6 MECİD!
Olay Gazetesi Spor Müdürü Cahit GÖVEREN hocam anlattı. Efendim olay, Ayvacık ilçemizde cereyan ediyor. Ayvacık Panayırı kurulmuş. Bir köylü hanım kardeşimiz kumaş alacak. Satıcıya soruyor, “Metresi Kaça?” Satıcı da 1 lira diyor. Bizim hanım teyzemiz itiraz ediyor. “En fazla 6 mecid veririm” diye ısrar ediyor. Mecid dediği Mecidiye. Bir Mecidiye ise 20 kuruş. Altı mecidiye ise 120 kuruş ediyor. Yani satıcının istediği paradan fazla. Bizim anlatacağımız olay da buna benzer bir şey.

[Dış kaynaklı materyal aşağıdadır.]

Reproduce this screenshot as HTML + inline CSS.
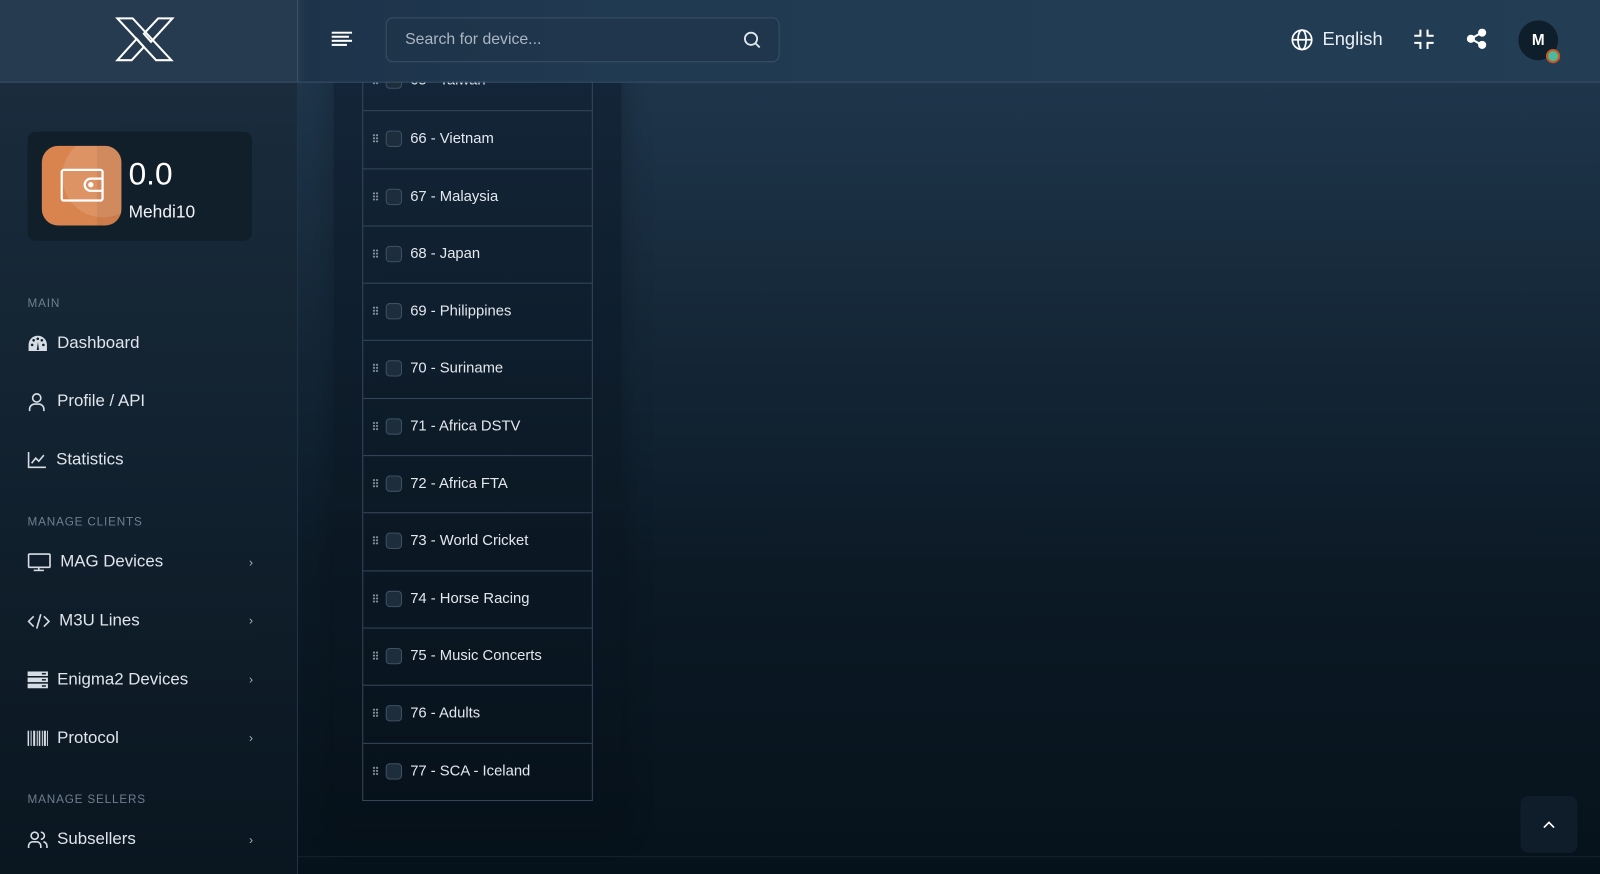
<!DOCTYPE html>
<html style="background:#06121b"><head><meta charset="utf-8"><style>
*{box-sizing:border-box;margin:0;padding:0}
html,body{width:1600px;height:874px;overflow:hidden}
body{font-family:"Liberation Sans",sans-serif;color:#e6ebf0;background:#06121b;position:relative}
#w{position:absolute;left:0;top:0;width:1568px;height:857px;transform:scale(1.0204);transform-origin:0 0;background:linear-gradient(180deg,#223a51 0%,#172b3d 30%,#0c1a26 65%,#06121b 100%)}
.hdr{position:absolute;left:0;top:0;width:1568px;height:81px;border-bottom:1px solid #3a5066;background:linear-gradient(90deg,#263b50 0,#263b50 291px,#1d334a 300px,#203a52 600px,#233d55 1568px);z-index:5}
.top{z-index:6}
.side{position:absolute;left:0;top:81px;width:292px;height:776px;border-right:1px solid #233445;background:linear-gradient(180deg,#1a2c3d 0%,#132331 40%,#0a1620 100%)}
.logoSep{position:absolute;left:291px;top:0;width:1px;height:80px;background:#3a5066}
.wallet{position:absolute;left:27px;top:129px;width:220px;height:107px;border-radius:8px;background:#111f2b}
.wicon{position:absolute;left:14px;top:14px;width:78px;height:78px;border-radius:16px;background:#d9844f;overflow:hidden}
.sec{position:absolute;left:27px;font-size:11.5px;letter-spacing:.8px;color:#6f7f8e}
.item{position:absolute;left:27px;font-size:16.5px;color:#dfe5eb;display:flex;align-items:center}
.item svg{margin-right:9px}
.chev{position:absolute;left:244px;font-size:12px;color:#aab4be}
.panel{position:absolute;left:327px;top:40px;width:282px;height:773px;border-radius:8px;background:linear-gradient(180deg,#14263a 0%,#0d1b28 50%,#06111a 100%);box-shadow:0 0 30px rgba(0,0,0,.25)}
.tbl{position:absolute;left:355px;top:52px;width:226px;border:1px solid #34475a;border-top:none}
.row{height:56.3px;border-top:1px solid #34475a;position:relative;font-size:14.5px;color:#e3e8ed}
.row .g{position:absolute;left:9px;top:22px;width:6px;height:9px;background-image:radial-gradient(circle,#8a96a2 0.9px,transparent 1.1px);background-size:3px 3px}
.row .c{position:absolute;left:22px;top:19px;width:16px;height:16px;border-radius:4px;border:1px solid #3e5062;background:#1e2d3b}
.row span{position:absolute;left:46px;top:19px}
.abs{position:absolute}
</style></head><body><div id="w">
<div class="side"></div>
<div class="wallet"><div class="wicon"><div style="position:absolute;left:20px;top:-10px;width:80px;height:80px;border-radius:50%;background:rgba(255,255,255,.12)"></div><div style="position:absolute;left:54px;top:0;width:24px;height:78px;background:rgba(0,0,0,.06)"></div>
<svg style="position:absolute;left:18px;top:22px" width="44" height="34" fill="none" stroke="#fff" stroke-width="2.2"><rect x="1.5" y="1.5" width="40" height="30" rx="2"/><path d="M41.5 10H30a6 6 0 000 12h11.5"/><circle cx="30" cy="16" r="1.5" fill="#fff"/></svg></div>
<div style="position:absolute;left:99px;top:24px;font-size:31px;color:#fff">0.0</div>
<div style="position:absolute;left:99px;top:69px;font-size:17px;color:#f0f3f6">Mehdi10</div></div>

<div class="sec" style="top:292px">MAIN</div>
<div class="item" style="top:327px"><svg width="20" height="18" viewBox="0 0 20 18"><path d="M10 1a9 9 0 00-9 9v6h18v-6a9 9 0 00-9-9z" fill="#d6dde4"/><g fill="#132331"><circle cx="4.5" cy="10" r="1.3"/><circle cx="6" cy="5.5" r="1.3"/><circle cx="10" cy="4" r="1.3"/><circle cx="14" cy="5.5" r="1.3"/><circle cx="15.5" cy="10" r="1.3"/><path d="M9 15l1.2-8 1 8z"/></g></svg>Dashboard</div>
<div class="item" style="top:384px"><svg width="20" height="18" fill="none" stroke="#d6dde4" stroke-width="1.6"><circle cx="9" cy="5" r="4"/><path d="M2 18v-2a5 5 0 015-5h4a5 5 0 015 5v2"/></svg>Profile / API</div>
<div class="item" style="top:441px"><svg width="19" height="18" fill="none" stroke="#d6dde4" stroke-width="1.6"><path d="M1 1v15h17M4 12l4-5 3 3 5-6"/></svg>Statistics</div>
<div class="sec" style="top:506px">MANAGE CLIENTS</div>
<div class="item" style="top:541px"><svg width="23" height="18" fill="none" stroke="#d6dde4" stroke-width="1.6"><rect x="1" y="1" width="21" height="13" rx="1"/><path d="M11 14v3M6 17h10"/></svg>MAG Devices</div><div class="chev" style="top:544px">›</div>
<div class="item" style="top:599px"><svg width="22" height="16" fill="none" stroke="#d6dde4" stroke-width="1.6"><path d="M6 3L1 8l5 5M16 3l5 5-5 5M13 1L9 15"/></svg>M3U Lines</div><div class="chev" style="top:601px">›</div>
<div class="item" style="top:657px"><svg width="20" height="17"><g fill="#d6dde4"><rect y="0" width="20" height="4.5"/><rect y="6" width="20" height="4.5"/><rect y="12" width="20" height="4.5"/></g><g fill="#132331"><rect x="14" y="1.5" width="4" height="1.5"/><rect x="14" y="7.5" width="4" height="1.5"/><rect x="14" y="13.5" width="4" height="1.5"/></g></svg>Enigma2 Devices</div><div class="chev" style="top:659px">›</div>
<div class="item" style="top:714px"><svg width="20" height="16"><g fill="#d6dde4"><rect x="0" width="1.5" height="15"/><rect x="3" width="1" height="15"/><rect x="5.5" width="2" height="15"/><rect x="9" width="1" height="15"/><rect x="11" width="1.5" height="15"/><rect x="14" width="1" height="15"/><rect x="16" width="2" height="15"/><rect x="19" width="1" height="15"/></g></svg>Protocol</div><div class="chev" style="top:716px">›</div>
<div class="sec" style="top:778px">MANAGE SELLERS</div>
<div class="item" style="top:813px"><svg width="20" height="18" fill="none" stroke="#d6dde4" stroke-width="1.6"><circle cx="7" cy="5" r="3.5"/><path d="M1 17v-2a4 4 0 014-4h4a4 4 0 014 4v2M13 1.5a3.5 3.5 0 010 7M15.5 11a4 4 0 013.5 4v2"/></svg>Subsellers</div><div class="chev" style="top:816px">›</div>

<div class="panel"></div>
<div class="tbl">
<div class="row" style="border-top:none"><i class="g"></i><i class="c"></i><span>65 - Taiwan</span></div>
<div class="row"><i class="g"></i><i class="c"></i><span>66 - Vietnam</span></div>
<div class="row"><i class="g"></i><i class="c"></i><span>67 - Malaysia</span></div>
<div class="row"><i class="g"></i><i class="c"></i><span>68 - Japan</span></div>
<div class="row"><i class="g"></i><i class="c"></i><span>69 - Philippines</span></div>
<div class="row"><i class="g"></i><i class="c"></i><span>70 - Suriname</span></div>
<div class="row"><i class="g"></i><i class="c"></i><span>71 - Africa DSTV</span></div>
<div class="row"><i class="g"></i><i class="c"></i><span>72 - Africa FTA</span></div>
<div class="row"><i class="g"></i><i class="c"></i><span>73 - World Cricket</span></div>
<div class="row"><i class="g"></i><i class="c"></i><span>74 - Horse Racing</span></div>
<div class="row"><i class="g"></i><i class="c"></i><span>75 - Music Concerts</span></div>
<div class="row"><i class="g"></i><i class="c"></i><span>76 - Adults</span></div>
<div class="row"><i class="g"></i><i class="c"></i><span>77 - SCA - Iceland</span></div>
</div>
<div style="position:absolute;left:292px;top:839px;width:1276px;height:1px;background:#14222e"></div>
<div style="position:absolute;left:1490px;top:780px;width:56px;height:56px;border-radius:8px;background:#0e1d29"></div>
<svg style="position:absolute;left:1512px;top:803px" width="12" height="10" fill="none" stroke="#fff" stroke-width="1.6"><path d="M1 8l5-5 5 5"/></svg>

<div class="hdr"></div>
<div class="logoSep top"></div>
<svg class="abs top" style="left:113px;top:16px" width="58" height="45" viewBox="0 0 58 45" fill="none" stroke="#fff" stroke-width="2"><path d="M2 2h15l38 41H40z"/><path d="M56 2H42L28 17l7 8z"/><path d="M2 43h14l12-13-7-8z"/></svg>
<svg class="abs top" style="left:325px;top:31px" width="21" height="15"><g fill="#fff"><rect y="0" width="20" height="2"/><rect y="4" width="17" height="2"/><rect y="8" width="20" height="2"/><rect y="12" width="15" height="2"/></g></svg>
<div class="abs top" style="left:378px;top:17px;width:386px;height:44px;border:1px solid #3a5064;border-radius:7px;background:rgba(30,50,70,.45)"></div>
<div class="abs top" style="left:397px;top:30px;font-size:15.5px;color:#aab6c2">Search for device...</div>
<svg class="abs top" style="left:728px;top:30px" width="18" height="18" fill="none" stroke="#dfe6ec" stroke-width="1.8"><circle cx="8" cy="8" r="6"/><path d="M12.5 12.5l4 4"/></svg>
<svg class="abs top" style="left:1265px;top:28px" width="22" height="22" fill="none" stroke="#fff" stroke-width="1.7"><circle cx="11" cy="11" r="9.5"/><ellipse cx="11" cy="11" rx="4" ry="9.5"/><path d="M1.5 11h19"/></svg>
<div class="abs top" style="left:1296px;top:28px;font-size:18px;color:#e9eef2">English</div>
<svg class="abs top" style="left:1385px;top:28px" width="21" height="21" fill="none" stroke="#fff" stroke-width="2"><path d="M7 1v6H1M14 1v6h6M7 20v-6H1M14 20v-6h6"/></svg>
<svg class="abs top" style="left:1437px;top:28px" width="20" height="20" fill="#fff" stroke="#fff" stroke-width="2"><circle cx="15.5" cy="4" r="3"/><circle cx="4.5" cy="10" r="3"/><circle cx="15.5" cy="16" r="3"/><path d="M15 4L4.5 10 15 16" fill="none"/></svg>
<div class="abs top" style="left:1488px;top:20px;width:39px;height:39px;border-radius:50%;background:#0f1e2b;color:#fff;font-size:15px;font-weight:bold;text-align:center;line-height:39px">M</div>
<div class="abs top" style="left:1515px;top:48px;width:14px;height:14px;border-radius:50%;background:#4fb89a;border:2.5px solid #c9551f"></div>
</div></body></html>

Anlamak mümkün değil. Yıllar önce yazar Rauf Tamer’in bir kitabı vardı. Adı “O Kafa”. Kitapta, bürokrasinin, vatandaşa ne zorluklar çıkardığı anlatılıyordu. Hatta o yıllar da, devlet dairelerinde, “Bugün git yarın gel” zihniyeti hâkimdi. Bizim ve babalarımızın nesli, bu zorlukları birebir yaşadık. Peki, bu konuda yol almış mıyız? Ne yazık ki, alamamışız.
BELEDİYE
Otobüse binmek için kullandığımız 65 yaş kartımızın süresi 22 Mart’ta doluyor. O tarihte ise çalışıyoruz. Dedik ki, önceden gidip kartımızı yenileyelim. Belediyedeki ilgili birime telefon ettik. “Olmaz” dediler. Ayın 22’sinde geleceksiniz. Yahu Allah’tan korkun. Hakkında ayet mi var? Üç beş gün önce olsa ne olacak? Bu kere Ulaşım hizmetleri birimini aradık. Durumu anlattık. “Olmaz öyle şey. Gidip yenileyebilirsiniz.” Biz de ne yapalım. Ayın 17’sinde yani 5 gün önce gittik. Ve ‘O kafa’ ile karşılaştık. Görevli, kartımızı aldı. Sağına, soluna baktı. “Ihhh Olmaz. Ayın 22’sinde geleceksiniz” dedi. Ne yaparsınız. Biz de Ulaşım Hizmetleri birimine gittik. Bir eleman, bize süre gelmeden yapılamayacağını söyledi. Çıktık. Şimdi, gören Allah için söylesin. Yahu şurada 5 gün kalmış. Şimdiden yenileseniz kıyamet mi kopar? Vatandaşa, yıllar önce olduğu gibi, “Bugün git, yarın gel” muamelesi yapıyorsunuz. Bu bürokratik eziyet bitmeyecek mi? Belediye, vatandaşa hizmet etmek üzere görevlendirilmiş, işleri kolaylaştırması gereken bir teşkilat değil midir? Bakınız. Devlet, ilaç süresinin bitmesine 15 gün kala ilacı veriyor. Belediye, 5 gün kala kartı yenilemiyor. Bu nasıl iş? Demek ki, “O Kafa” içimize işlemiş. Bundan kurtulmak mümkün değil.
DEYİM
Bugün fıkra niyetine, sizlere bir Deyim anlatacağız. Neymiş efem? İbrikçi başı! Yukarıda anlattığımız konu ile de birebir örtüşüyor. Eski günlerde, daha tuvaletler modern hale gelmeden, çeşme, musluk olmadığı için, el yıkama, taharet ibriklerle yapılırdı. Keza Abdest de öyle. Vatandaşın birisi büyük abdestine sıkışmış. İlk gördüğü umumi tuvalete dalmış. Orada, sıra sıra dizili İbriklerden birini kapıp, ilk boş tuvalete dalmak istemiş. Tam girecekken, tuvalet görevlisi, “Durrr. Bırak onu. Ötekini al” diye kükremiş. Ne yapsın bizim ki, altına kaçıracak. Elindekini bırakıp, ötekini almış. İşini görüp rahatlamış. Çıkınca görevliye sormuş. “Kardeşim. Sıkışık olduğum için soramadım. Merak ettim. Bu ibrik ile benim aldığım ibrik arasında ne fark var? Ben bir şey göremiyorum. İkisi de aynı sonuçta” demiş. Tuvalet görevlisi kabararak, “Biz burada Eşşek başı mıyız” deyivermiş. Sağlıcakla kalınız.